Drew Nova (He/She/They) is an aspiring playwright currently studying at Marymount Manhattan College where they creates works surrounding various themes of politics, death, interpersonal warfare, etc. Their newest work, "No Good Deed Goes Unpunished" was born in response to the most recent events happening throughout America as they try to make sense of it. Featured and self-produced at The New York Theatre Festival 2025, they challenged Trumps attack on education and its effect on school programs through a mixer of blackness and gender in a unique form. Another one of their works, "In Loving Memory”, exploring themes of love, family, and death was a featured staged reading at LaGuardia College.

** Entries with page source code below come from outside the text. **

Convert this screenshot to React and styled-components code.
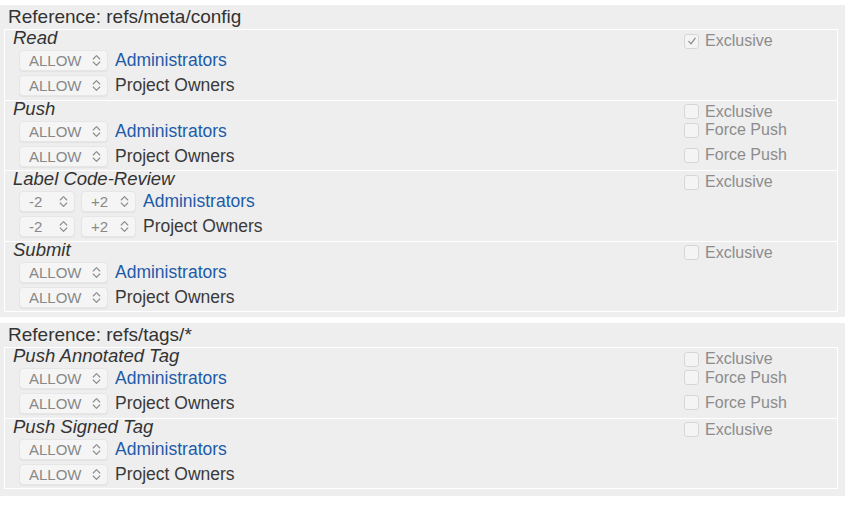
import React from 'react'
import styled, { createGlobalStyle } from 'styled-components'

const sections = [
    {
        ref: 'refs/meta/config',
        permissions: [
            { name: 'Read', exclusive: true },
            { name: 'Push', force: true },
            { name: 'Label Code-Review', range: true },
            { name: 'Submit' },
        ],
    },
    {
        ref: 'refs/tags/*',
        permissions: [
            { name: 'Push Annotated Tag', force: true },
            { name: 'Push Signed Tag' },
        ],
    },
]

const groups = [
    { name: 'Administrators', link: true },
    { name: 'Project Owners', link: false },
]

const GlobalStyle = createGlobalStyle`
    html, body {
        margin: 0;
        background: #ffffff;
    }
    body {
        padding: 5px 4px 0 0;
        font-family: "Liberation Sans", Arial, sans-serif;
        color: #3a3a3a;
    }
`

const Chevron = () => (
    <svg width="9" height="13" viewBox="0 0 9 13" fill="none" stroke="#8a8a8a" strokeWidth="1.1" strokeLinecap="round" strokeLinejoin="round">
        <path d="M1.2 5 L4.5 1.6 L7.8 5" />
        <path d="M1.2 8 L4.5 11.4 L7.8 8" />
    </svg>
)

const Check = () => (
    <svg width="12" height="12" viewBox="0 0 12 12" fill="none" stroke="#8a8a8a" strokeWidth="1.2" strokeLinecap="round" strokeLinejoin="round">
        <path d="M2.8 6.4 L5 8.8 L9.2 3.2" />
    </svg>
)

const Checkbox = ({ label, checked }) => (
    <CheckItem>
        <Box>{checked && <Check />}</Box>
        <span>{label}</span>
    </CheckItem>
)

const Select = ({ value, width }) => (
    <SelectBox $width={width}>
        <span>{value}</span>
        <Chevron />
    </SelectBox>
)

const Permission = ({ perm }) => (
    <Group>
        <TitleRow>
            <Title>{perm.name}</Title>
            <Checkbox label="Exclusive" checked={perm.exclusive} />
        </TitleRow>
        {groups.map((g) => (
            <Row key={g.name}>
                <RuleMain>
                    {perm.range ? (
                        <>
                            <Select value="-2" width={56} />
                            <Select value="+2" width={55} />
                        </>
                    ) : (
                        <Select value="ALLOW" width={89} />
                    )}
                    <GroupName $link={g.link}>{g.name}</GroupName>
                </RuleMain>
                {perm.force && <Checkbox label="Force Push" />}
            </Row>
        ))}
    </Group>
)

export default function App() {
    return (
        <>
            <GlobalStyle />
            {sections.map((s) => (
                <Section key={s.ref}>
                    <Header>Reference: {s.ref}</Header>
                    <Panel>
                        {s.permissions.map((p) => (
                            <Permission key={p.name} perm={p} />
                        ))}
                    </Panel>
                </Section>
            ))}
        </>
    )
}

const Section = styled.section`
    background: #eeeeee;
    padding: 0 7px 5px 4px;
    margin-bottom: 6px;

    &:last-child{
        padding-bottom: 7px;
        margin-bottom: 0;
    }
`

const Header = styled.div`
    height: 24px;
    line-height: 24px;
    padding-left: 4px;
    font-size: 19px;
    color: #333333;
`

const Panel = styled.div`
    border: 1px solid #ffffff;
    background: #eeeeee;
`

const Group = styled.div`
    height: 69.5px;
    border-bottom: 1px solid #ffffff;

    &:last-child{
        border-bottom: none;
    }
`

const TitleRow = styled.div`
    display: grid;
    grid-template-columns: 1fr 153px;
    height: 19.5px;
    align-items: start;
`

const Title = styled.div`
    padding-left: 8px;
    font-size: 18.5px;
    line-height: 15px;
    font-style: italic;
    color: #333333;
`

const Row = styled.div`
    display: grid;
    grid-template-columns: 1fr 153px;
    height: 25px;
    align-items: start;
`

const RuleMain = styled.div`
    display: flex;
    align-items: baseline;
    gap: 6px;
    padding: 0.5px 0 0 14px;
`

const SelectBox = styled.div`
    display: inline-flex;
    align-items: center;
    justify-content: space-between;
    box-sizing: border-box;
    width: ${(p) => p.$width}px;
    height: 21px;
    padding: 0 6px 0 9px;
    border: 1px solid #e6e6e6;
    border-radius: 4px;
    background: #f5f5f5;
    box-shadow: 0 1px 1px rgba(0, 0, 0, 0.05);
    font-size: 15px;
    line-height: 21px;
    color: #888888;

    svg{
        flex-shrink: 0;
    }
`

const GroupName = styled.span`
    margin-left: 1px;
    font-size: 17.5px;
    line-height: 21px;
    color: ${(p) => (p.$link ? '#1d5ba9' : '#3a3a3a')};
`

const CheckItem = styled.label`
    display: flex;
    align-items: center;
    gap: 6px;
    height: 18px;
    margin-top: 1px;
    font-size: 16px;
    line-height: 18px;
    color: #8c8c8c;

    ${TitleRow} &{
        margin-top: 2px;
    }
`

const Box = styled.span`
    display: inline-flex;
    align-items: center;
    justify-content: center;
    box-sizing: border-box;
    width: 15px;
    height: 15px;
    border: 1px solid #d6d6d6;
    border-radius: 3px;
    background: #f4f4f4;
`
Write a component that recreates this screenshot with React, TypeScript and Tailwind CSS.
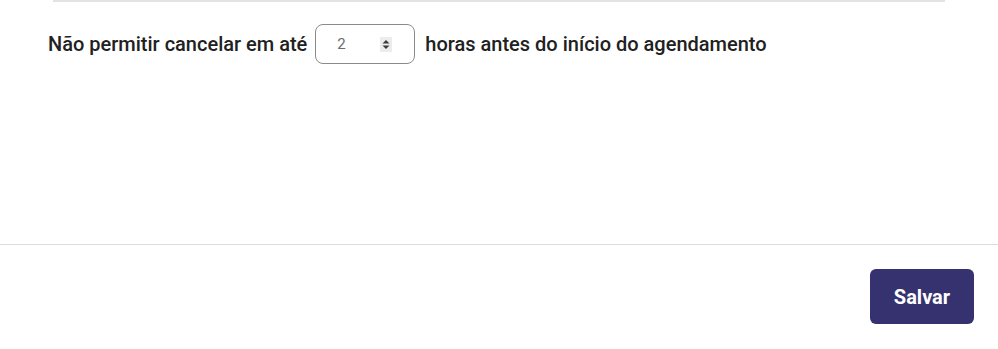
export default function App() {
  return (
    <div className="w-full h-[349px] bg-white flex flex-col font-['Roboto',sans-serif] text-[#212121]">
      {/* top divider from previous section */}
      <div className="mx-[53px] h-[2px] bg-[#e3e3e3] shrink-0" />

      {/* setting row */}
      <div className="flex items-center pl-[48px] pt-[22px]">
        <span className="text-[20px] font-medium">Não permitir cancelar em até</span>
        <div className="ml-2 flex items-center justify-between w-[100px] h-[40px] border border-[#8a8a8a] rounded-lg pl-[21px] pr-[22px]">
          <span className="text-[15px] text-[#6b6b6b]">2</span>
          <span className="flex items-center justify-center w-[12px] h-[15px] bg-[#ececec]">
            <svg width="8" height="11" viewBox="0 0 8 11">
              <path d="M4 1 L7.5 4.5 L0.5 4.5 Z" fill="#3a3a3a" />
              <path d="M4 10 L7.5 6.5 L0.5 6.5 Z" fill="#3a3a3a" />
            </svg>
          </span>
        </div>
        <span className="ml-[10px] text-[20px] font-medium">horas antes do início do agendamento</span>
      </div>

      <div className="flex-1" />

      {/* footer */}
      <div className="h-px bg-[#dcdcdc] shrink-0" />
      <div className="flex justify-end pt-[24px] pb-[25px] pr-[24px]">
        <button className="w-[104px] h-[55px] rounded-md bg-[#35326f] text-white text-[20px] font-bold">
          Salvar
        </button>
      </div>
    </div>
  );
}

No Good Deed Goes Unpunished, a political piece discussing current events and social climates and how it affects schools and students of varying identities. Challenging the traditional form of theater by telling the story through another character as the narrator. To provide an inside look to how the characters are being affected, taking on topics like colorism, conformity, LGBTQ+ rights and wrongs, and the responsibility of voting.

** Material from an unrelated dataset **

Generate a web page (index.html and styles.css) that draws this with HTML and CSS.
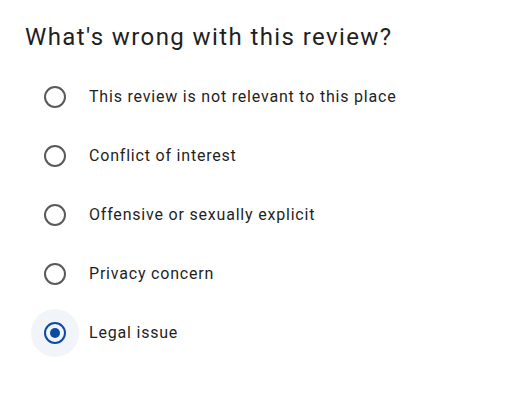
FILE: index.html
```html
<!DOCTYPE html>
<html lang="en">
<head>
  <meta charset="UTF-8" />
  <meta name="viewport" content="width=device-width, initial-scale=1.0" />
  <title>Report review</title>
  <link rel="stylesheet" href="styles.css">
</head>
<body>
  <div class="dialog">
    <h1>What's wrong with this review?</h1>

    <div class="options">
      <label class="option">
        <span class="radio-wrap"><span class="radio"></span></span>
        <span class="label">This review is not relevant to this place</span>
      </label>
      <label class="option">
        <span class="radio-wrap"><span class="radio"></span></span>
        <span class="label">Conflict of interest</span>
      </label>
      <label class="option">
        <span class="radio-wrap"><span class="radio"></span></span>
        <span class="label">Offensive or sexually explicit</span>
      </label>
      <label class="option">
        <span class="radio-wrap"><span class="radio"></span></span>
        <span class="label">Privacy concern</span>
      </label>
      <label class="option selected">
        <span class="radio-wrap"><span class="radio"></span></span>
        <span class="label">Legal issue</span>
      </label>
    </div>
  </div>
</body>
</html>
```

FILE: styles.css
```css
body {
  margin: 0;
  padding: 0;
  background: #ffffff;
  font-family: Roboto, "Noto Sans", Arial, sans-serif;
  color: #1f1f1f;
}
.dialog {
  padding: 22px 0 0 25px;
}
h1 {
  margin: 0;
  height: 45px;
  font-size: 24px;
  font-weight: 400;
  line-height: 30px;
  letter-spacing: 1.4px;
  color: #1f1f1f;
}
.options {
  display: flex;
  flex-direction: column;
  padding-left: 6px;
}
.option {
  display: flex;
  align-items: center;
  height: 59px;
  gap: 10px;
  cursor: pointer;
}
.radio-wrap {
  width: 48px;
  height: 48px;
  border-radius: 50%;
  display: flex;
  justify-content: center;
  align-items: center;
}
.radio {
  width: 18px;
  height: 18px;
  border: 2px solid #5a5a5a;
  border-radius: 50%;
  display: flex;
  justify-content: center;
  align-items: center;
}
.label {
  font-size: 16px;
  letter-spacing: 0.8px;
  color: #1f1f1f;
}
.option.selected .radio-wrap {
  background: #f1f4f9;
}
.option.selected .radio {
  border-color: #0d4aa6;
}
.option.selected .radio::after {
  content: "";
  width: 10px;
  height: 10px;
  border-radius: 50%;
  background: #0d4aa6;
}
```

When you lose someone chances are someone else lost them too. Death takes things from us too soon or maybe just in time. Our only choice as the living is to grieve what's lost. But that's hard, isn't it Especially, when everyone around sees things differently than you do. They all have an opinion but it's up to you to define yours. This is a play meant to analyze grief and family. Forcing the audience to ask themselves who have they lost and why they grieve. Grieving is reconciling with the loss of a person, of someone meaningful. But do you always grieve who you knew, who everyone else thought they were, or who they are?